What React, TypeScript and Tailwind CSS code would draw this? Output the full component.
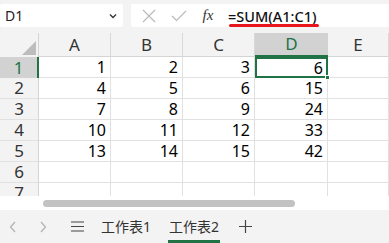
import React from "react";

const cols = ["A", "B", "C", "D", "E"];
const data = [
  [1, 2, 3, 6],
  [4, 5, 6, 15],
  [7, 8, 9, 24],
  [10, 11, 12, 33],
  [13, 14, 15, 42],
  [null, null, null, null],
  [null, null, null, null],
];

export default function App() {
  return (
    <div
      className="w-[389px] h-[243px] overflow-hidden bg-[#f3f3f3] flex flex-col"
      style={{ fontFamily: '"Noto Sans", "Open Sans", sans-serif' }}
    >
      {/* formula bar */}
      <div className="h-[33px] flex items-start pt-[4px] gap-[8px] shrink-0">
        <div className="w-[123px] h-[23px] bg-white flex items-center justify-between pl-[5px] pr-[6px] rounded-[2px]">
          <span className="text-[14px] text-[#222] leading-none">D1</span>
          <svg width="8" height="6" viewBox="0 0 8 6">
            <path d="M1 1.5 L4 4.5 L7 1.5" fill="none" stroke="#333" strokeWidth="1.3" />
          </svg>
        </div>
        <div className="flex-1 h-[23px] bg-white flex items-center rounded-l-[2px]">
          <div className="w-[32px] flex justify-center ml-[2px]">
            <svg width="14" height="14" viewBox="0 0 14 14">
              <path d="M1 1 L13 13 M13 1 L1 13" stroke="#b8b8b8" strokeWidth="1.1" />
            </svg>
          </div>
          <div className="w-[28px] flex justify-center">
            <svg width="16" height="12" viewBox="0 0 16 12">
              <path d="M1 6 L5.5 10.5 L15 1" fill="none" stroke="#b8b8b8" strokeWidth="1.1" />
            </svg>
          </div>
          <div
            className="w-[30px] text-center text-[15px] italic text-[#333] leading-none"
            style={{ fontFamily: '"Liberation Serif", serif' }}
          >
            fx
          </div>
          <div className="relative ml-[5px]">
            <span className="text-[14.5px] text-[#111] font-medium leading-none">=SUM(A1:C1)</span>
            <div className="absolute left-[1px] right-[-2px] top-[20px] h-[3px] rounded-full bg-[#e8161b]" />
          </div>
        </div>
      </div>

      {/* grid */}
      <div className="h-[163px] overflow-hidden bg-white shrink-0">
        <div className="grid grid-cols-[39px_72px_72px_72px_73px_61px] grid-rows-[24px_repeat(7,21px)]">
          <div className="bg-[#f3f3f3] border-r border-[#d4d4d4] flex items-end justify-end pr-[2px] pb-[2px]">
            <svg width="14" height="14" viewBox="0 0 14 14">
              <path d="M14 0 L14 14 L0 14 Z" fill="#bdbdbd" />
            </svg>
          </div>
          {cols.map((c) => (
            <div
              key={c}
              className={
                c === "D"
                  ? "bg-[#d2d2d2] border-b-2 border-[#217346] text-[#217346] flex items-center justify-center text-[17px] leading-[20px]"
                  : "bg-[#f3f3f3] border-r border-[#d9d9d9] border-b border-b-[#d4d4d4] text-[#333] flex items-center justify-center text-[17px] leading-[20px]"
              }
            >
              {c}
            </div>
          ))}
          {data.map((row, ri) => (
            <React.Fragment key={ri}>
              <div
                className={
                  ri === 0
                    ? "bg-[#d2d2d2] border-r-2 border-[#217346] text-[#217346] flex items-center justify-center text-[17px] leading-[20px]"
                    : "bg-[#f3f3f3] border-r border-[#d4d4d4] border-b border-b-[#e1e1e1] text-[#333] flex items-center justify-center text-[17px] leading-[20px]"
                }
              >
                {ri + 1}
              </div>
              {row.map((v, ci) => {
                const sel = ri === 0 && ci === 3;
                return (
                  <div
                    key={ci}
                    className={
                      sel
                        ? "relative border-2 border-[#217346] flex items-center justify-end pr-[3px] text-[16px] leading-[18px] text-black"
                        : "border-r border-b border-[#e1e1e1] flex items-center justify-end pr-[4px] text-[16px] leading-[20px] text-black"
                    }
                  >
                    {v}
                    {sel && (
                      <div className="absolute right-[-4px] bottom-[-4px] w-[5px] h-[5px] bg-[#217346] border border-white" />
                    )}
                  </div>
                );
              })}
              <div className="border-r border-b border-[#e1e1e1]" />
            </React.Fragment>
          ))}
        </div>
      </div>

      {/* scrollbar */}
      <div className="h-[14px] bg-white flex items-center pl-[43px] shrink-0">
        <div className="w-[252px] h-[7px] rounded-full bg-[#c2c2c2]" />
      </div>

      {/* tabs */}
      <div className="flex-1 flex items-stretch text-[14px] text-[#333]">
        <div className="w-[26px] flex items-center justify-center">
          <svg width="8" height="12" viewBox="0 0 8 12">
            <path d="M6 1 L1.5 6 L6 11" fill="none" stroke="#b0b0b0" strokeWidth="1.2" />
          </svg>
        </div>
        <div className="w-[34px] flex items-center justify-center">
          <svg width="8" height="12" viewBox="0 0 8 12">
            <path d="M2 1 L6.5 6 L2 11" fill="none" stroke="#b0b0b0" strokeWidth="1.2" />
          </svg>
        </div>
        <div className="w-[34px] flex items-center justify-center">
          <svg width="13" height="11" viewBox="0 0 13 11">
            <path d="M0 1 H13 M0 5.5 H13 M0 10 H13" stroke="#444" strokeWidth="1.2" />
          </svg>
        </div>
        <div
          className="flex items-center ml-[7px] w-[68px]"
          style={{ fontFamily: '"Noto Sans", "Noto Sans CJK SC", sans-serif' }}
        >
          工作表1
        </div>
        <div
          className="relative flex items-center"
          style={{ fontFamily: '"Noto Sans", "Noto Sans CJK SC", sans-serif' }}
        >
          工作表2
          <div className="absolute left-[-1px] right-[-1px] bottom-0 h-[3px] bg-[#217346]" />
        </div>
        <div className="flex items-center ml-[20px]">
          <svg width="13" height="13" viewBox="0 0 13 13">
            <path d="M6.5 0 V13 M0 6.5 H13" stroke="#444" strokeWidth="1.2" />
          </svg>
        </div>
      </div>
    </div>
  );
}
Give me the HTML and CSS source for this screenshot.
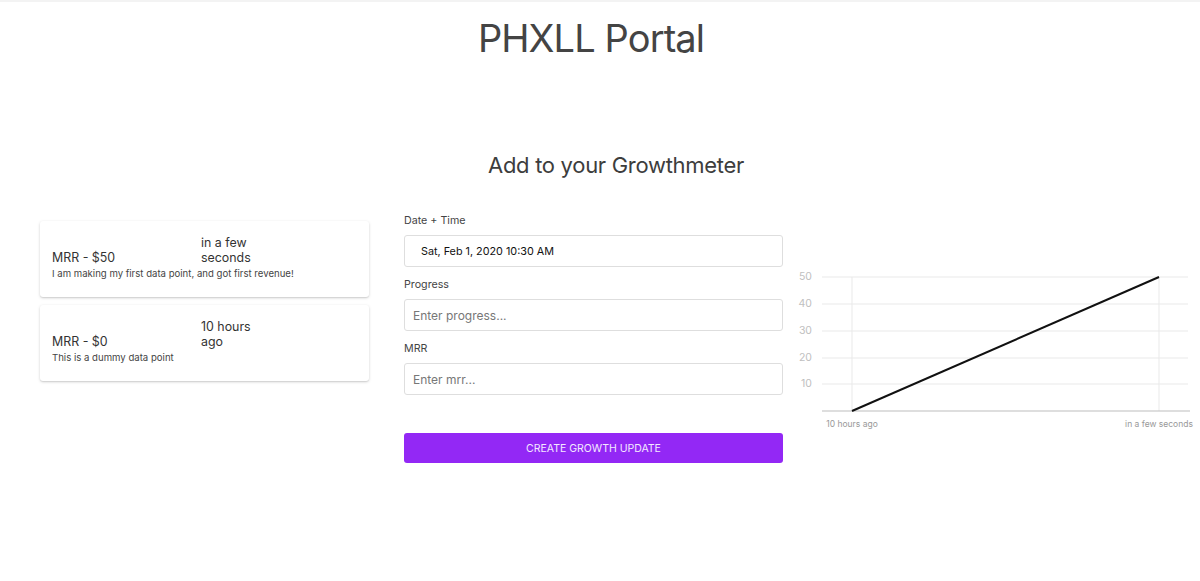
FILE: index.html
```html
<!DOCTYPE html>
<html lang="en">
<head>
<meta charset="utf-8">
<title>PHXLL Portal</title>
<link rel="stylesheet" href="styles.css">
</head>
<body>
<div class="topbar"></div>
<header class="header">
  <h1 class="title">PHXLL Portal</h1>
</header>
<main class="main">
  <h2 class="subtitle">Add to your Growthmeter</h2>
  <div class="columns">
    <section class="cards">
      <article class="card">
        <div class="card-row">
          <div class="card-mrr">MRR - $50</div>
          <div class="card-time">in a few seconds</div>
        </div>
        <p class="card-desc">I am making my first data point, and got first revenue!</p>
      </article>
      <article class="card">
        <div class="card-row">
          <div class="card-mrr">MRR - $0</div>
          <div class="card-time">10 hours ago</div>
        </div>
        <p class="card-desc">This is a dummy data point</p>
      </article>
    </section>
    <form class="form">
      <label class="field-label">Date + Time</label>
      <div class="input input-date">Sat, Feb 1, 2020 10:30 AM</div>
      <label class="field-label">Progress</label>
      <input class="input" type="text" placeholder="Enter progress...">
      <label class="field-label">MRR</label>
      <input class="input" type="text" placeholder="Enter mrr...">
      <button class="btn" type="button">CREATE GROWTH UPDATE</button>
    </form>
    <section class="chart">
      <svg class="chart-svg" width="410" height="175" viewBox="0 0 410 175">
        <g class="grid">
          <line x1="32" y1="12" x2="398" y2="12"/>
          <line x1="32" y1="39" x2="398" y2="39"/>
          <line x1="32" y1="66" x2="398" y2="66"/>
          <line x1="32" y1="93" x2="398" y2="93"/>
          <line x1="32" y1="119" x2="398" y2="119"/>
          <line x1="62" y1="12" x2="62" y2="146"/>
          <line x1="369" y1="12" x2="369" y2="146"/>
        </g>
        <line class="axis" x1="32" y1="146" x2="400" y2="146"/>
        <g class="ylabels">
          <text x="22" y="12">50</text>
          <text x="22" y="39">40</text>
          <text x="22" y="66">30</text>
          <text x="22" y="93">20</text>
          <text x="22" y="119">10</text>
        </g>
        <line class="series" x1="62" y1="146" x2="369" y2="12"/>
        <g class="xlabels">
          <text x="62" y="160">10 hours ago</text>
          <text x="369" y="160">in a few seconds</text>
        </g>
      </svg>
    </section>
  </div>
</main>
</body>
</html>
```
FILE: styles.css
```css
* { box-sizing: border-box; }
html, body {
  margin: 0;
  padding: 0;
  background: #fff;
  font-family: "Inter", "Noto Sans", sans-serif;
  color: #444;
}
.topbar {
  height: 2px;
  background: #f3f3f3;
}
.header {
  text-align: center;
  padding-top: 12px;
  padding-right: 18px;
}
.title {
  margin: 0;
  font-size: 38px;
  line-height: 48px;
  font-weight: 400;
  color: #444;
  letter-spacing: -0.9px;
}
.main {
  padding-top: 89px;
}
.subtitle {
  margin: 0;
  padding-left: 32px;
  text-align: center;
  font-size: 22px;
  line-height: 28px;
  font-weight: 400;
  color: #3d3d3d;
  letter-spacing: -0.3px;
}
.columns {
  display: flex;
  align-items: flex-start;
  margin-top: 33px;
}
.cards {
  width: 329px;
  margin-left: 40px;
  margin-top: 9px;
  display: flex;
  flex-direction: column;
  gap: 8px;
}
.card {
  background: #fff;
  border-radius: 3px;
  box-shadow: 0 1px 3px rgba(0,0,0,0.18), 0 1px 1px rgba(0,0,0,0.06);
  padding: 14px 12px 16px;
}
.card-row {
  display: flex;
  align-items: flex-end;
}
.card-mrr {
  width: 149px;
  font-size: 12.4px;
  line-height: 15px;
  color: #333;
}
.card-time {
  width: 62px;
  font-size: 12.4px;
  line-height: 15px;
  color: #333;
}
.card-desc {
  margin: 2px 0 0;
  font-size: 9.6px;
  line-height: 14px;
  color: #444;
}
.form {
  width: 379px;
  margin-left: 35px;
  display: flex;
  flex-direction: column;
}
.field-label {
  font-size: 10.7px;
  line-height: 14px;
  color: #444;
  margin-top: 2px;
  margin-bottom: 7px;
}
.input {
  width: 100%;
  height: 32px;
  border: 1px solid #dedede;
  border-radius: 3px;
  padding: 0 8px;
  font-family: "Inter", "Noto Sans", sans-serif;
  font-size: 12px;
  color: #333;
  background: #fff;
  margin-bottom: 9px;
  outline: none;
}
.input::placeholder {
  color: #777;
}
.input-date {
  display: flex;
  align-items: center;
  padding-left: 16px;
  font-size: 10.8px;
  color: #111;
}
.btn {
  margin-top: 29px;
  height: 30px;
  border: none;
  border-radius: 3px;
  background: #9328f5;
  color: #f4e8ff;
  font-family: "Inter", "Noto Sans", sans-serif;
  font-size: 10.5px;
  letter-spacing: 0;
}
.chart {
  margin-left: 7px;
  margin-top: 53px;
}
.chart-svg {
  display: block;
}
.grid line {
  stroke: #e9e9e9;
  stroke-width: 1;
}
.axis {
  stroke: #bdbdbd;
  stroke-width: 1.2;
}
.series {
  stroke: #111;
  stroke-width: 2;
}
.ylabels text {
  font-family: "Inter", "Noto Sans", sans-serif;
  font-size: 10.5px;
  fill: #c0c0c0;
  text-anchor: end;
  dominant-baseline: middle;
}
.xlabels text {
  font-family: "Inter", "Noto Sans", sans-serif;
  font-size: 8.5px;
  fill: #999;
  text-anchor: middle;
  dominant-baseline: middle;
}
```
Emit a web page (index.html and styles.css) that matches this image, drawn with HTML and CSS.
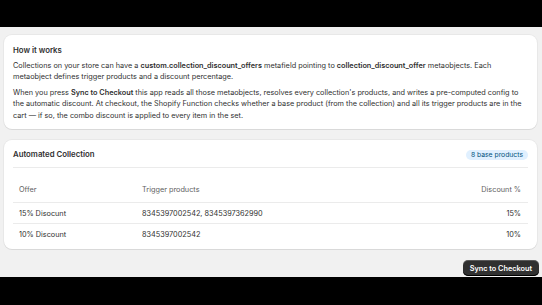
FILE: index.html
```html
<!DOCTYPE html>
<html lang="en">
<head>
  <meta charset="UTF-8">
  <meta name="viewport" content="width=device-width, initial-scale=1.0">
  <link rel="stylesheet" href="styles.css">
  <title>Automated Collection</title>
</head>
<body>
  <div class="top-bar"></div>
  <div class="page">
    <div class="card">
      <h2 class="card-title">How it works</h2>
      <p>Collections on your store can have a <strong>custom.collection_discount_offers</strong> metafield pointing to <strong>collection_discount_offer</strong> metaobjects. Each metaobject defines trigger products and a discount percentage.</p>
      <p>When you press <strong>Sync to Checkout</strong> this app reads all those metaobjects, resolves every collection's products, and writes a pre-computed config to the automatic discount. At checkout, the Shopify Function checks whether a base product (from the collection) and all its trigger products are in the cart — if so, the combo discount is applied to every item in the set.</p>
    </div>

    <div class="card table-card">
      <div class="card-header">
        <h2 class="card-title">Automated Collection</h2>
        <span class="badge">8 base products</span>
      </div>
      <table class="offers">
        <thead>
          <tr>
            <th class="col-offer">Offer</th>
            <th>Trigger products</th>
            <th class="num">Discount %</th>
          </tr>
        </thead>
        <tbody>
          <tr>
            <td>15% Disocunt</td>
            <td>8345397002542, 8345397362990</td>
            <td class="num">15%</td>
          </tr>
          <tr>
            <td>10% Discount</td>
            <td>8345397002542</td>
            <td class="num">10%</td>
          </tr>
        </tbody>
      </table>
    </div>

    <div class="actions">
      <button class="primary-button">Sync to Checkout</button>
    </div>
  </div>
</body>
</html>
```

FILE: styles.css
```css
body {
  margin: 0;
  background-color: #000000;
  font-family: Inter, 'Noto Sans', sans-serif;
  color: #303030;
  font-size: 7.3px;
}

.top-bar {
  height: 27px;
}

.page {
  height: 250px;
  overflow: hidden;
  background-color: #f1f1f1;
  padding: 8px 5px 0 4px;
  box-sizing: border-box;
}

.card {
  background-color: #ffffff;
  border-radius: 8px;
  box-shadow: 0 1px 0 0 rgba(26, 26, 26, 0.07), 0 0 0 1px rgba(26, 26, 26, 0.04);
  padding: 9.5px 9px 8px;
  margin-bottom: 11px;
}

.card-title {
  margin: 0 0 4px;
  font-size: 7.8px;
  line-height: 11px;
  font-weight: 600;
}

.card p {
  margin: 0 0 4px;
  line-height: 11.5px;
}

.card p:last-child {
  margin-bottom: 0;
}

.card strong {
  font-weight: 600;
}

.table-card {
  padding: 9px 9px 5px;
}

.card-header {
  display: flex;
  justify-content: space-between;
  align-items: center;
  padding-bottom: 7px;
  border-bottom: 1px solid #ebebeb;
}

.card-header .card-title {
  margin: 0;
}

.badge {
  background-color: #e0f0ff;
  color: #00527c;
  border-radius: 5px;
  padding: 0 5px;
  font-size: 6.8px;
  line-height: 10px;
}

.offers {
  width: 100%;
  border-collapse: collapse;
  margin-top: 9px;
}

.offers th,
.offers td {
  text-align: left;
  padding: 0 7px 0 6px;
  height: 20px;
  font-weight: 400;
}

.offers th {
  color: #616161;
  height: 25px;
}

.offers tr {
  border-bottom: 1px solid #ebebeb;
}

.offers tbody tr:last-child {
  border-bottom: none;
}

.col-offer {
  width: 110px;
}

.offers .num {
  text-align: right;
}

.actions {
  display: flex;
  justify-content: flex-end;
  margin-right: -2px;
}

.primary-button {
  background-color: #303030;
  color: #ffffff;
  border: none;
  border-radius: 5px;
  font-family: inherit;
  font-size: 7.3px;
  font-weight: 600;
  height: 16px;
  padding: 0 7px;
  box-shadow: inset 0 -1px 0 #000000, inset 0 1px 0 rgba(255, 255, 255, 0.2);
}
```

* * *

## EXERCISE
Which lines contain the word "full"? Return each of them.

## SOLVED PROBLEM
What React, TypeScript and Tailwind CSS code would draw this? Output the full component.
            <div className="absolute left-[1px] right-[-2px] top-[20px] h-[3px] rounded-full bg-[#e8161b]" />
        <div className="w-[252px] h-[7px] rounded-full bg-[#c2c2c2]" />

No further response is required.